§ TASK GOAL: Using the listing below, copy every line that mentions "screenshot".

--- start EXTRACTED MATERIAL ---

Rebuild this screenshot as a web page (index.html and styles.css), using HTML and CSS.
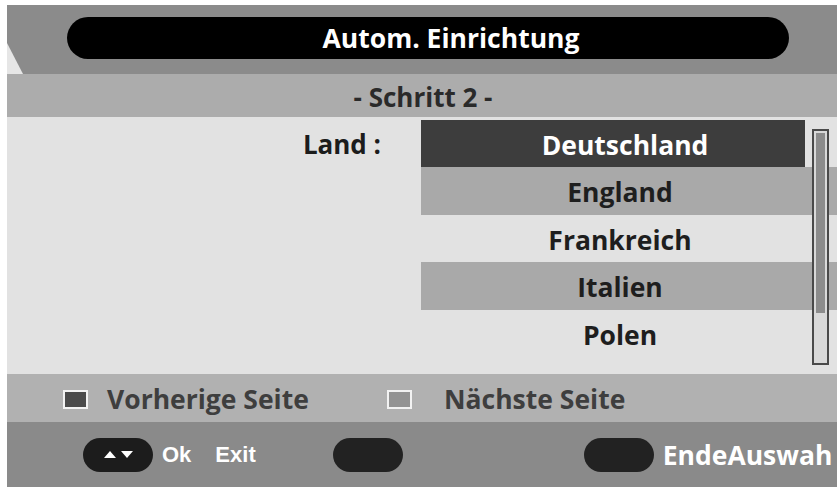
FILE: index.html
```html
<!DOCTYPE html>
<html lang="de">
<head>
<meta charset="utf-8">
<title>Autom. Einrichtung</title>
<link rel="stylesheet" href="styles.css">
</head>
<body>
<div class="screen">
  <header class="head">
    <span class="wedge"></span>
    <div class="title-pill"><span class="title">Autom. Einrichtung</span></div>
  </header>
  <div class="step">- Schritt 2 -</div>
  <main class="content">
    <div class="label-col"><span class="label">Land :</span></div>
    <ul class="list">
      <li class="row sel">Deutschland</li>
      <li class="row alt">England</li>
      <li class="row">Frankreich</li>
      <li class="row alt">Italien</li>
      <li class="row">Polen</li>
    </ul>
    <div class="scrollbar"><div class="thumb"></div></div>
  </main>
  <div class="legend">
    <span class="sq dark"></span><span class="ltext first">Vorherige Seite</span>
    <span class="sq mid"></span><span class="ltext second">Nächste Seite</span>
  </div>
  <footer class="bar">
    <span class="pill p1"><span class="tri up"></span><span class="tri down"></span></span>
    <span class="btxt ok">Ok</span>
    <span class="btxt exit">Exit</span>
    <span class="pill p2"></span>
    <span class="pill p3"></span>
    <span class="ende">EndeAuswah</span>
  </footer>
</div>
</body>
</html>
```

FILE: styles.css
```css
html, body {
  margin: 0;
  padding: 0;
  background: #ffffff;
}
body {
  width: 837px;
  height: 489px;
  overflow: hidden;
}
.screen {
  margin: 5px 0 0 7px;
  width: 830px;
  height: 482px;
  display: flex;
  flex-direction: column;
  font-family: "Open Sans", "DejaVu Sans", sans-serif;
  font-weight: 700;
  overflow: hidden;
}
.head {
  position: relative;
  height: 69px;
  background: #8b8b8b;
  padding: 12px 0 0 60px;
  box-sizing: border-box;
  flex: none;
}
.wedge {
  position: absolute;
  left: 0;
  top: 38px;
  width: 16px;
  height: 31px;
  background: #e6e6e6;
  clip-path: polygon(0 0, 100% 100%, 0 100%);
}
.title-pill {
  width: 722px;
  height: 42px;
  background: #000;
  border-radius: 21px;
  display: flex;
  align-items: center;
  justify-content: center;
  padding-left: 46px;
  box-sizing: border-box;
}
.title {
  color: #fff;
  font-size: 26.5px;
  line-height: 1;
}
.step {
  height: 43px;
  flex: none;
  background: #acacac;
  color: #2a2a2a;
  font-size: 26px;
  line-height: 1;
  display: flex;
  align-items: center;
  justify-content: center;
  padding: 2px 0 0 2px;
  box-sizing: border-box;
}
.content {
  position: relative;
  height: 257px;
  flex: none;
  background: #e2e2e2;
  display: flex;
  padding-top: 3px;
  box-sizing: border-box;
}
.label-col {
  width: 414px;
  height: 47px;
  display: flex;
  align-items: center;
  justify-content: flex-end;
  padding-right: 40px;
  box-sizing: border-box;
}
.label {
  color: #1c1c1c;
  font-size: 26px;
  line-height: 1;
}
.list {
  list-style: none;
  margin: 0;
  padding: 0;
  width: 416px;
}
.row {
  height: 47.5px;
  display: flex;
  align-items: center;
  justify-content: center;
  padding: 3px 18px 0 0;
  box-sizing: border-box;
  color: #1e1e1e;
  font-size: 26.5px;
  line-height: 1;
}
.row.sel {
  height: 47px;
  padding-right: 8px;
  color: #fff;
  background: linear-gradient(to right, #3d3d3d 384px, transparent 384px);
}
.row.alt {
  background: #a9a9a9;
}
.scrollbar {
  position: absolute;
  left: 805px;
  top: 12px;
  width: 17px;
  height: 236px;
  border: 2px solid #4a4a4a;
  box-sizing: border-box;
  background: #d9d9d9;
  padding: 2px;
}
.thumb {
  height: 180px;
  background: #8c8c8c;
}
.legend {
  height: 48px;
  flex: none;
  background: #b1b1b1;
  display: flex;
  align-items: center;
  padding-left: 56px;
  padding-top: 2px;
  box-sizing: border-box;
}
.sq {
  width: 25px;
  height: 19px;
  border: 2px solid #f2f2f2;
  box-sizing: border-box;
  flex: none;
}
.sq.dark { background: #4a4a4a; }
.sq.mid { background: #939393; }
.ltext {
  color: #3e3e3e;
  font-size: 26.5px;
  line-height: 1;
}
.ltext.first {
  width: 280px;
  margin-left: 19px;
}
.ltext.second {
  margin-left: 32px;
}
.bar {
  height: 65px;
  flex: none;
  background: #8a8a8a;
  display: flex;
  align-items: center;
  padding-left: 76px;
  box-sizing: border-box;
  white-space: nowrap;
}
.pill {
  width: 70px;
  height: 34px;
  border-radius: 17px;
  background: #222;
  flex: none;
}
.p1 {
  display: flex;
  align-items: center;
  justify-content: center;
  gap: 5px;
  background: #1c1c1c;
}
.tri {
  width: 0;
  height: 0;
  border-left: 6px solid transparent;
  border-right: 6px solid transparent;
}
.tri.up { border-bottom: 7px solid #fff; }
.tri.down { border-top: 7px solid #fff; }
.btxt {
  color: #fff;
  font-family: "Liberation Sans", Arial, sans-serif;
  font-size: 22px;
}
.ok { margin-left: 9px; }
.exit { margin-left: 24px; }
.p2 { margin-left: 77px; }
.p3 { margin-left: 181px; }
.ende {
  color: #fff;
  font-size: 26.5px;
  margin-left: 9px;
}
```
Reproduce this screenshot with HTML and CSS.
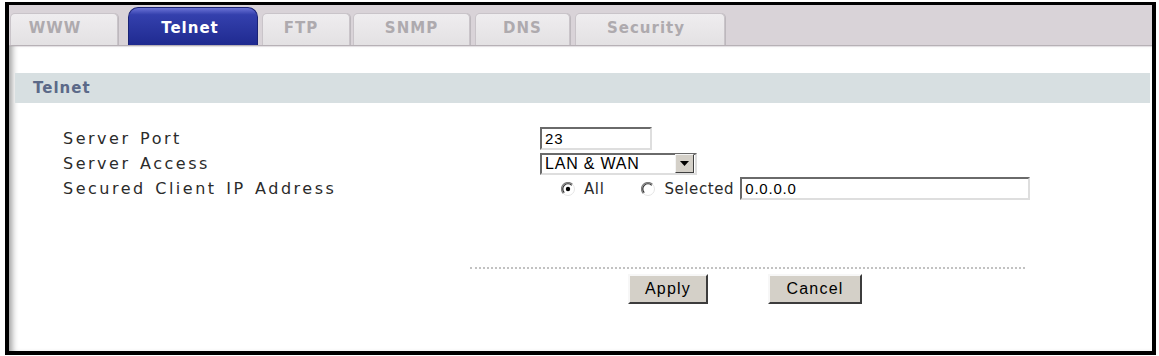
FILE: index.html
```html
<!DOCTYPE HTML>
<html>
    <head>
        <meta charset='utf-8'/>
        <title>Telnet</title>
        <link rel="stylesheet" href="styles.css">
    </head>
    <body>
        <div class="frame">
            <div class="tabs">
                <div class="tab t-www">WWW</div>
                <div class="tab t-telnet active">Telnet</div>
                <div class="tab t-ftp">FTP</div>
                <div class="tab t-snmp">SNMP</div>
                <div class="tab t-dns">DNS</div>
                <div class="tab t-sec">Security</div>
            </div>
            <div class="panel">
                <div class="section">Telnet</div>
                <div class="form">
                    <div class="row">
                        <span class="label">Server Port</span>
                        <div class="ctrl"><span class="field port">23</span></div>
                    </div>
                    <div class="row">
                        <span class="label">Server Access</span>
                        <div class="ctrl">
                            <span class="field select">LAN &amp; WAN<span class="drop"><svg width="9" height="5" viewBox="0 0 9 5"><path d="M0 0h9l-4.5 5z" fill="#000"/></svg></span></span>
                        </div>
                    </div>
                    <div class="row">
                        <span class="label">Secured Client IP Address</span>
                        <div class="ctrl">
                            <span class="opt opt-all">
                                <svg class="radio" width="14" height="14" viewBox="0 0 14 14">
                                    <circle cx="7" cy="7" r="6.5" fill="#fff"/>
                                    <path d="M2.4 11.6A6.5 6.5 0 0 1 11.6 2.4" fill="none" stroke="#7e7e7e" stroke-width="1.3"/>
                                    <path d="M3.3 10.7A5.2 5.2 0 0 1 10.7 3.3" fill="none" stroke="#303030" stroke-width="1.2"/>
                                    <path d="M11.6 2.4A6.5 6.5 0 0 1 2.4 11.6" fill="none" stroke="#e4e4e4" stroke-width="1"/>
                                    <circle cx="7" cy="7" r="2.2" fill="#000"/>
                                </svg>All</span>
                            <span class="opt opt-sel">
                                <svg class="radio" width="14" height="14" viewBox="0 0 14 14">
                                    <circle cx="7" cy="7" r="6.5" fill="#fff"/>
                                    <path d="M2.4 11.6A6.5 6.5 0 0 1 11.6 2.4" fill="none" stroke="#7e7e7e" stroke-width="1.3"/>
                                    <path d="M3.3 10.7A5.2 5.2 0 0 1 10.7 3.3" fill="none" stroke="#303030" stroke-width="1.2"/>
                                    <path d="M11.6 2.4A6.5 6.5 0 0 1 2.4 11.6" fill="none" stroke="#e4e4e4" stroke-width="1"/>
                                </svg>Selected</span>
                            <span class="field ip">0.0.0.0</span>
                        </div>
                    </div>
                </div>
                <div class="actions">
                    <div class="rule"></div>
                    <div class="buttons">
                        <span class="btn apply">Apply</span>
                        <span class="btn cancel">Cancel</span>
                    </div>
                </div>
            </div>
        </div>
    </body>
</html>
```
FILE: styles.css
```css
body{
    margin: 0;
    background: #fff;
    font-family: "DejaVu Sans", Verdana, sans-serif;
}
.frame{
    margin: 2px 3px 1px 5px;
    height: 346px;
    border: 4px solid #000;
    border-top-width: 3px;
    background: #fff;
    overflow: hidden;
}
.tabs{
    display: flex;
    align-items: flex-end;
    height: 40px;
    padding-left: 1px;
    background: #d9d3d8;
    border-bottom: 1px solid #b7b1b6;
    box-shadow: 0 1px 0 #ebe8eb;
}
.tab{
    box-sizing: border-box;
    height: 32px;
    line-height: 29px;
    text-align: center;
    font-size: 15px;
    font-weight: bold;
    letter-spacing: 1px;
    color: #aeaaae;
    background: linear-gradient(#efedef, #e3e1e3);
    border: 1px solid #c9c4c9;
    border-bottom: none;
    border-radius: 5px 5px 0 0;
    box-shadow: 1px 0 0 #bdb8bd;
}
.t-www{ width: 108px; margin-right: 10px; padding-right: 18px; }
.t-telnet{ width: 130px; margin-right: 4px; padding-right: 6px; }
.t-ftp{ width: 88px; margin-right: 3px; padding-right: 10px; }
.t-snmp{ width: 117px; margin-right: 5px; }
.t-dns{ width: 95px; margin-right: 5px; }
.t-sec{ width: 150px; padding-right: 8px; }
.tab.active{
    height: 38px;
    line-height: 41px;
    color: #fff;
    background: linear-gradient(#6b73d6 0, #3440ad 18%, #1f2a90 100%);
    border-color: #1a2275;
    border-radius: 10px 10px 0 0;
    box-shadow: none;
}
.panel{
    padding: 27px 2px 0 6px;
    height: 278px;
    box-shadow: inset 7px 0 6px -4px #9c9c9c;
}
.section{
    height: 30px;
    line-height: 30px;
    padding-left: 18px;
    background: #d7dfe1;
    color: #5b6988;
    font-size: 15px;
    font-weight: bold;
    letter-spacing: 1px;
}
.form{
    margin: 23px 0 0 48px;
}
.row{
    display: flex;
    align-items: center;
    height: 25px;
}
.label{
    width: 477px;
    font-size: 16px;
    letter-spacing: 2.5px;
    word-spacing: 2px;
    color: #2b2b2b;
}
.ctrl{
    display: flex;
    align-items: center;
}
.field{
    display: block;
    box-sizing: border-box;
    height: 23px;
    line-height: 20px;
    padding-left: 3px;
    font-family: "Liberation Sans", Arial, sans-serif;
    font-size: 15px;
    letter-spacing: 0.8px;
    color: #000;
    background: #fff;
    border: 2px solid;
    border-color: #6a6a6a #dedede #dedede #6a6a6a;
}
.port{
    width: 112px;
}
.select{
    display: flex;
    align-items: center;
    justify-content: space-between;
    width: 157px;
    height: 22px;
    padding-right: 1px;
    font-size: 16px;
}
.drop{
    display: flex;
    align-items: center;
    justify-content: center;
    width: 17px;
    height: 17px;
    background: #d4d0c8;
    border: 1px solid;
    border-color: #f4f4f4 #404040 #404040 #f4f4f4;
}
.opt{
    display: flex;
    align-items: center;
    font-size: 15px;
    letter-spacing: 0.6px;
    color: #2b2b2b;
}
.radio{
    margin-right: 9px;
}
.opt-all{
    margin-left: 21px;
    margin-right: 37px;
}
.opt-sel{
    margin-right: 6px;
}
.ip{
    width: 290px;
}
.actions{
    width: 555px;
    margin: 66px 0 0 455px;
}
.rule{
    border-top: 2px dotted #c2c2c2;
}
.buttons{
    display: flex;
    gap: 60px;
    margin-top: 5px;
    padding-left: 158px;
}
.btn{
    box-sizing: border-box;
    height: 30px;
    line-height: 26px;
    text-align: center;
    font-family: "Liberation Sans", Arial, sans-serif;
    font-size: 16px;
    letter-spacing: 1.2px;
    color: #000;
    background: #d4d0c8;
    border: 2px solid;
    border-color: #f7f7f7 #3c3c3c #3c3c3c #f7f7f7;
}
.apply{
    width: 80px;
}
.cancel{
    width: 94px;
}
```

--- end EXTRACTED MATERIAL ---

§ SOLUTION:
Rebuild this screenshot as a web page (index.html and styles.css), using HTML and CSS.
Reproduce this screenshot with HTML and CSS.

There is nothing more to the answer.